June Carter Cash was clearly the one for whom Cash sang, "I Walk the Line." The full company reminds us of the words: “I keep a close watch on this heart of mine. Because you’re mine, I walk the line. I keep you on my mind both day and night. I walk the line.” I found it moving to hear the full company sing.
At his death, and still today, Johnny Cash is revered as one of the greatest popular musicians of his time. YouTube is full of opportunities to listen to his music. I would encourage you to take the time to listen, to deepen your understanding, your memory of this creative and complex man.
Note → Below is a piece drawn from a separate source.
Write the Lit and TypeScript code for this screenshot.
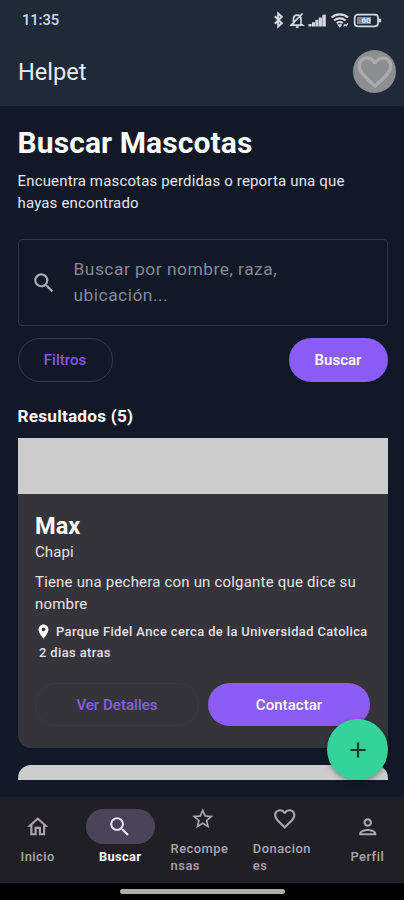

I am often accused of always being over-enthusiastic about the productions at the Cumberland County Playhouse. This is no exception. However, for me, and for many others in the audience, understanding the words of the songs was often not possible. Plaudits go to Dobbratz and Baker for their efforts to enunciate. The music is fine, beautifully played. The voices blend beautifully. The acting is superb. The choreography brings vitality to the whole production. Take time to listen, on whatever device you have, to the words penned by this man who remains an American treasure. They spoke to my heart and soul. Perhaps they will to yours as well.
Ring of Fire can be experienced in the Adventure Theater until Oct. 19. Order your tickets, journey with the cast through the remarkable life and music of Johnny Cash. Even if you feel "I’ve Been Everywhere," this is a journey well worth taking.